WHAT THE TASK REQUIRES =>
Look for the string "components" in the lines and copy each line that has it.

SOURCE MATERIAL =>
»»

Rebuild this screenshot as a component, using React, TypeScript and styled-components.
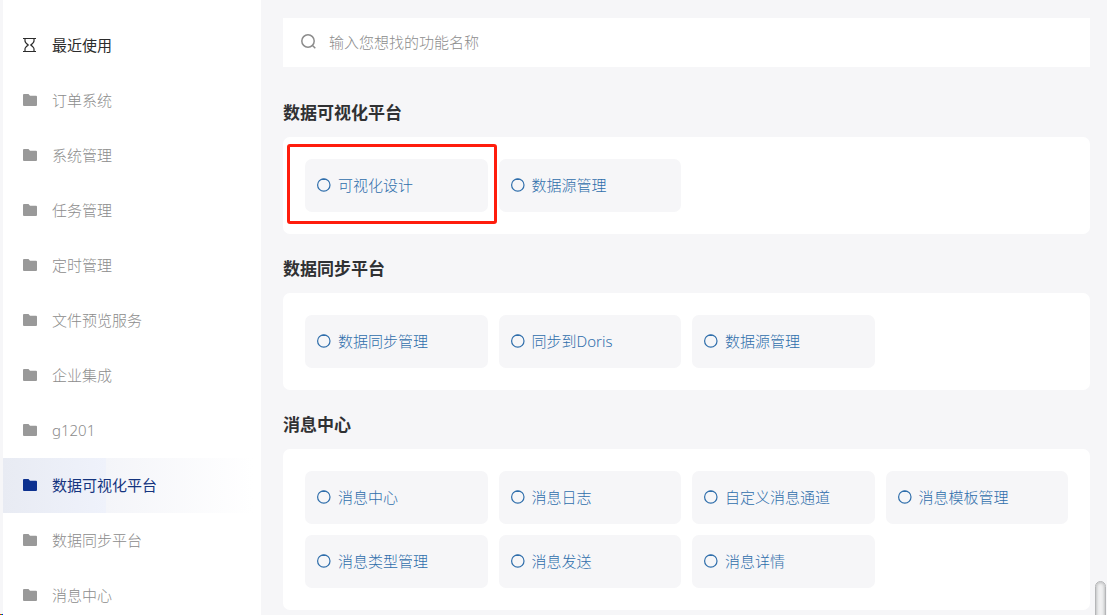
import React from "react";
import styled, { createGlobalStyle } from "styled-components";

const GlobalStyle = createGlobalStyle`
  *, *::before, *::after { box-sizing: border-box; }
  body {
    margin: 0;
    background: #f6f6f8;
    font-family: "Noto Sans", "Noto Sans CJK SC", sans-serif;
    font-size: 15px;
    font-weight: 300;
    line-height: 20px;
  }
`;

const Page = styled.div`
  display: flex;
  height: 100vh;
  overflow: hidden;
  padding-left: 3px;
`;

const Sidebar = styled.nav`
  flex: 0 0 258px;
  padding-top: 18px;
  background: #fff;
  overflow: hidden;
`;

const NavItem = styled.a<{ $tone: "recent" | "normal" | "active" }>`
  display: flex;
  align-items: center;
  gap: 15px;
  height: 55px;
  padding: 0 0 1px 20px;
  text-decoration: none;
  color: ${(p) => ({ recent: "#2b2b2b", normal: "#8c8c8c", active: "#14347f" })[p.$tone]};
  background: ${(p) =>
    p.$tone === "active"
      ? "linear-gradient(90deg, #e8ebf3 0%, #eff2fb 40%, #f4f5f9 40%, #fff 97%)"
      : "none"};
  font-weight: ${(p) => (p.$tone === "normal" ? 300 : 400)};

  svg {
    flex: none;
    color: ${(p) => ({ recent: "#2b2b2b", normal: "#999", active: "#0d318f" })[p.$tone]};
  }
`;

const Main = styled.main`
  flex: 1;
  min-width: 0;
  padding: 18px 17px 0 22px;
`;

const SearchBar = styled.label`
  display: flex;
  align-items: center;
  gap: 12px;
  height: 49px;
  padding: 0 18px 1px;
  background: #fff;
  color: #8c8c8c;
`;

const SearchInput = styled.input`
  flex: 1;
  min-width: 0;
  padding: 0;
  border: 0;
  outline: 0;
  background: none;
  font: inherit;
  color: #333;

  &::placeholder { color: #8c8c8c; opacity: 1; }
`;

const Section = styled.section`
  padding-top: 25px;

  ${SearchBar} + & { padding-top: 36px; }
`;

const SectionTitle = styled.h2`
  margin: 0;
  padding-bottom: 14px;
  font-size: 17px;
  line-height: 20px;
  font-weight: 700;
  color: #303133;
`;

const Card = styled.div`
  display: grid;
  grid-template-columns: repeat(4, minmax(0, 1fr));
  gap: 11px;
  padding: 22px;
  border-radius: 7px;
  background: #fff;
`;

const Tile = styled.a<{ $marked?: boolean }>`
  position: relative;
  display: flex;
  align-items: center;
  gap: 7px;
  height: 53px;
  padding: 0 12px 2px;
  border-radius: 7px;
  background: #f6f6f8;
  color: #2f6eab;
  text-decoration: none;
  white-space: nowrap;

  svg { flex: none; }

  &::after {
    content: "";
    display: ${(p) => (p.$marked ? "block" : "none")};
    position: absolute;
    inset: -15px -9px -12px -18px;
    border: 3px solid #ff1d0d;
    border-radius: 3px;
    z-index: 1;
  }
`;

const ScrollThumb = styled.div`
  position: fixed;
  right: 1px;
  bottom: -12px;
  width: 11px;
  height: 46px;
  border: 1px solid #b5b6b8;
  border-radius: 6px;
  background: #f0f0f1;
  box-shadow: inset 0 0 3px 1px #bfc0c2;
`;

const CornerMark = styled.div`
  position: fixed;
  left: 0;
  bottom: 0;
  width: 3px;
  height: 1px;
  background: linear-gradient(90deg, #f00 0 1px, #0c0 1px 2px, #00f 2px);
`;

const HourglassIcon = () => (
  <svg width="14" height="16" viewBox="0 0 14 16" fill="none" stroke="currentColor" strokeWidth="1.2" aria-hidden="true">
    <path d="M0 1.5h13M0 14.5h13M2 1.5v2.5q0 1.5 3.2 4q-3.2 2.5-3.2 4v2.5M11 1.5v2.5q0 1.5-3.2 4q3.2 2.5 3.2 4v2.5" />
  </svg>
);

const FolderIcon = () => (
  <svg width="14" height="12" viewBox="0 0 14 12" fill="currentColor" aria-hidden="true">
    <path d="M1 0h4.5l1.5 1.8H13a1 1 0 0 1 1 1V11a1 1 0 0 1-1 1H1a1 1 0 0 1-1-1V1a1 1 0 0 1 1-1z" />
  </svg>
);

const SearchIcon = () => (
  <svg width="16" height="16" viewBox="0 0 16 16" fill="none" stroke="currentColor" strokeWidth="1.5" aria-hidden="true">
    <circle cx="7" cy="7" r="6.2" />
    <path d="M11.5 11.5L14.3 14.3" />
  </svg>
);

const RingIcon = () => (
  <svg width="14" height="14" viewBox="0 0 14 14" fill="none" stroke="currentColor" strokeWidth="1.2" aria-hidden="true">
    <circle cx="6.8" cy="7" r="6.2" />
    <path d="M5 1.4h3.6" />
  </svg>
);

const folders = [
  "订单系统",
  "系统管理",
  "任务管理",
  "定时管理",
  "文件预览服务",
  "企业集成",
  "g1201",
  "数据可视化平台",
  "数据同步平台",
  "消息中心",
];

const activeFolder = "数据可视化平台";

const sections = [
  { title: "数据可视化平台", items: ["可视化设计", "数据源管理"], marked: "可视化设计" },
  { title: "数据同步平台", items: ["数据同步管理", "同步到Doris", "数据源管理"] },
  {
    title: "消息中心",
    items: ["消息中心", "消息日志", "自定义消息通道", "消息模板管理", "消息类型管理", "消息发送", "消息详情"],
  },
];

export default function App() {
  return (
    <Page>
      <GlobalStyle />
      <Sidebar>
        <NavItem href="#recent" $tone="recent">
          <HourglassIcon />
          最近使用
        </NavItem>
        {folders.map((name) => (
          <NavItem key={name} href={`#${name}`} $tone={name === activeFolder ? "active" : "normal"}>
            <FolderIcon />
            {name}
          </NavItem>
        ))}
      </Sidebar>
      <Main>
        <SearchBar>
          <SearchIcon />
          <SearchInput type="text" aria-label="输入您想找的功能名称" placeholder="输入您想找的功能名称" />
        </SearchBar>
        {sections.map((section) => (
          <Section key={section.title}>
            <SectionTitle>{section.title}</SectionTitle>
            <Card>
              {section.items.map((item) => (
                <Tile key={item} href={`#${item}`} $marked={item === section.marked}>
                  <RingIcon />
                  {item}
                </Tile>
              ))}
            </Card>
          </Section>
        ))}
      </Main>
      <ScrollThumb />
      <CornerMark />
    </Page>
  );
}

««

TASK RESPONSE =>
Rebuild this screenshot as a component, using React, TypeScript and styled-components.
import styled, { createGlobalStyle } from "styled-components";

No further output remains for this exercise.